Где-то близко шла артиллерийская канонада. Прислушиваясь к уханьям пушек, мы объяснили начальнику политотдела — длинная седая борода, очки в железной оправе, кожаная фуражка с маленькой звездочкой, чем-то неуловимо похожий и обличьем и повадкой на нашего редактора, — кто мы такие. Поначалу он пригрозил арестом, но, смягчившись, оставил при политотделе. Так мы стали очевидцами падения последнего туркестанского сатрапа.
Эшелон выгрузился у станции Каган — Новая Бухара.
Старенький «ньюпор» красного летчика Ласкина ожесточенно бомбил Башню смерти, откуда еще недавно бросали вниз пленников бухарского эмира. Ласкин ухитрился в сражении за Бухару на своем «ньюпоре» сделать восемь боевых вылетов. Я вспомнил о нем в первые недели войны, когда летчики Балтики на стареньких деревянных самолетах били по наступающим немецким армиям. Традиции красных летчиков гражданской войны воскресли в отчаянных и самоотверженных бомбовых ударах.
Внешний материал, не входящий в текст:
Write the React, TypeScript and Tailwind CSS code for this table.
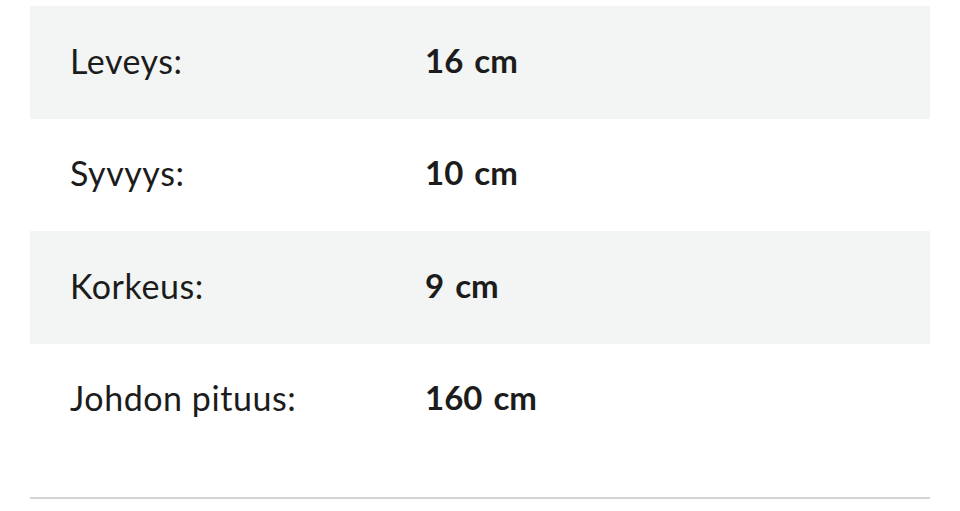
const SPECS = [
  { label: 'Leveys:', value: '16 cm' },
  { label: 'Syvyys:', value: '10 cm' },
  { label: 'Korkeus:', value: '9 cm' },
  { label: 'Johdon pituus:', value: '160 cm' },
];

export default function App() {
  return (
    <div className="w-[960px] h-[511px] bg-white pt-[6px] px-[30px] font-['Lato','Liberation_Sans',sans-serif] text-[#1c1c1c]">
      <div className="flex flex-col">
        {SPECS.map((row, i) => (
          <div
            key={row.label}
            className={`flex items-center h-[112.5px] pl-[40px] pb-[4px] ${i % 2 === 0 ? 'bg-[#f3f5f4]' : 'bg-white'}`}
          >
            <span className="w-[355px] text-[34px] tracking-[0.55px]">{row.label}</span>
            <span className="text-[33px] font-bold [word-spacing:3px]">{row.value}</span>
          </div>
        ))}
      </div>
      <div className="mt-[41px] h-[2px] bg-[#d4d4d4]" />
    </div>
  );
}
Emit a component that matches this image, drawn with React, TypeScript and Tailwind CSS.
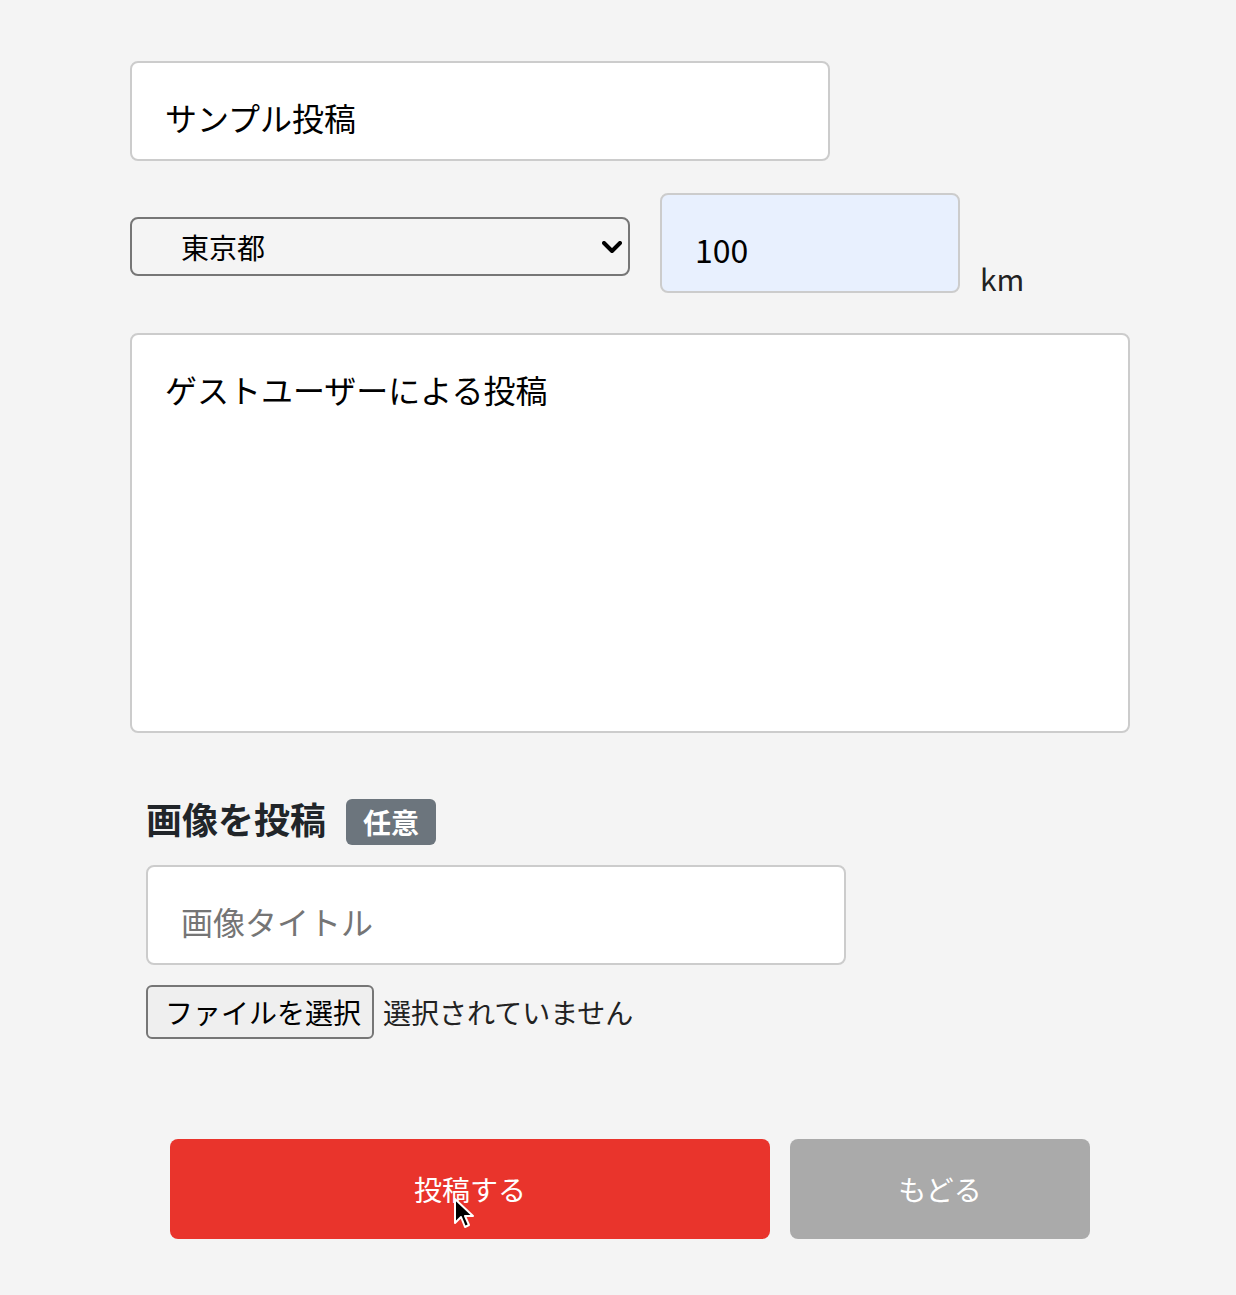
import React from "react";

const font = { fontFamily: '"Noto Sans CJK JP", "Noto Sans", sans-serif' };

export default function App() {
  return (
    <div className="min-h-[1295px] w-full bg-[#f4f4f4] text-black" style={font}>
      <div className="relative pl-[130px] pt-[61px]">
        <input
          className="box-border block h-[100px] w-[700px] rounded-[8px] border-2 border-[#cccccc] bg-white pl-[33px] pt-[12px] text-[32px] text-black outline-none"
          defaultValue="サンプル投稿"
        />

        <div className="mt-[32px] flex items-start">
          <div className="relative mt-[24px] h-[59px] w-[500px]">
            <select
              className="box-border block h-[59px] w-[500px] appearance-none rounded-[8px] border-2 border-[#767676] bg-[#f4f4f4] pl-[49px] text-[28px] text-black outline-none"
              defaultValue="東京都"
            >
              <option>東京都</option>
            </select>
            <svg
              className="pointer-events-none absolute left-[472px] top-[24px]"
              width="20"
              height="13"
              viewBox="0 0 20 13"
            >
              <path d="M2 2 L10 10 L18 2" fill="none" stroke="#000" strokeWidth="4" strokeLinecap="round" strokeLinejoin="round" />
            </svg>
          </div>
          <input
            className="ml-[30px] box-border block h-[100px] w-[300px] rounded-[8px] border-2 border-[#cccccc] bg-[#e8f0fe] pl-[33px] pt-[12px] text-[32px] text-black outline-none"
            defaultValue="100"
          />
          <span className="ml-[20px] self-end text-[30px] leading-none text-[#222]">km</span>
        </div>

        <textarea
          className="mt-[40px] box-border block h-[400px] w-[1000px] resize-none rounded-[8px] border-2 border-[#cccccc] bg-white pl-[33px] pt-[30px] text-[32px] leading-[48px] text-black outline-none"
          defaultValue="ゲストユーザーによる投稿"
        />

        <div className="pl-[16px]">
          <div className="mt-[66px] flex h-[46px] items-start">
            <h2 className="text-[36px] font-bold leading-[38px] text-[#212529]">画像を投稿</h2>
            <span className="ml-[20px] flex h-[46px] w-[90px] items-center justify-center rounded-[6px] bg-[#6c757d] text-[28px] font-bold leading-none text-white">
              任意
            </span>
          </div>

          <input
            className="mt-[20px] box-border block h-[100px] w-[700px] rounded-[8px] border-2 border-[#cccccc] bg-white pl-[33px] pt-[12px] text-[32px] text-black outline-none placeholder:text-[#757575]"
            placeholder="画像タイトル"
          />

          <div className="mt-[20px] flex items-center">
            <div className="box-border flex h-[54px] w-[228px] items-center rounded-[6px] border-2 border-[#767676] bg-[#efefef] pl-[17px] text-[28px] leading-none text-black">
              ファイルを選択
            </div>
            <span className="ml-[9px] text-[28px] leading-none text-[#222]">選択されていません</span>
          </div>
        </div>

        <div className="mt-[100px] flex pl-[40px]">
          <button className="relative flex h-[100px] w-[600px] items-center justify-center rounded-[8px] bg-[#e9342c] text-[28px] text-white">
            投稿する
            <svg className="absolute left-[283px] top-[58px]" width="24" height="34" viewBox="0 0 24 34">
              <path d="M2 2 L2 26 L8 20 L12 30 L16 28 L12 19 L20 19 Z" fill="#000" stroke="#fff" strokeWidth="2" strokeLinejoin="round" />
            </svg>
          </button>
          <button className="ml-[20px] flex h-[100px] w-[300px] items-center justify-center rounded-[8px] bg-[#aaaaaa] text-[28px] text-white">
            もどる
          </button>
        </div>
      </div>
    </div>
  );
}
Восстание, как мы узнали потом, охватило почти всю Бухару с ее двухмиллионным населением. Был взят нашими войсками город Чарджуй, штурмом овладел городом кавалерийский полк венгра-интернационалиста Миклоша Врабеца — сам Врабец погиб в бою, сраженный пулей в момент кавалерийской атаки. Самаркандская группа войск разгромила армию крупнейшего феодала, каршинского бека, надежду эмира.
Финал близился.
Разорвали толом кусок крепостной стены, опоясывавшей столицу; со стороны Самаркандских и Каршинских ворот пошли в атаку курсанты Ташкентских командных курсов, за ними врукопашную — пехота, и в брешь, открытую саперами, вломились красные оренбургские казаки и узбеки-джигиты, вихрем пронесшиеся по крытым улицам к цитадели, последнему оплоту эмира.
С пятьюстами всадников, погрузив на коней слитки золота и драгоценные камни, бросив на произвол судьбы гарем и сына, властитель бежал.
Красный летчик Ласкин, обнаружив с воздуха кавалькаду, бешено несшуюся к афганской границе, первым сообщил Фрунзе о бегстве последнего среднеазиатского деспота.
Судьбы гарема не знаю — сына же эмира захватили курсанты, вскоре его отправили в Москву, в Университет трудящихся Востока; наследник престола превратился в московского студента.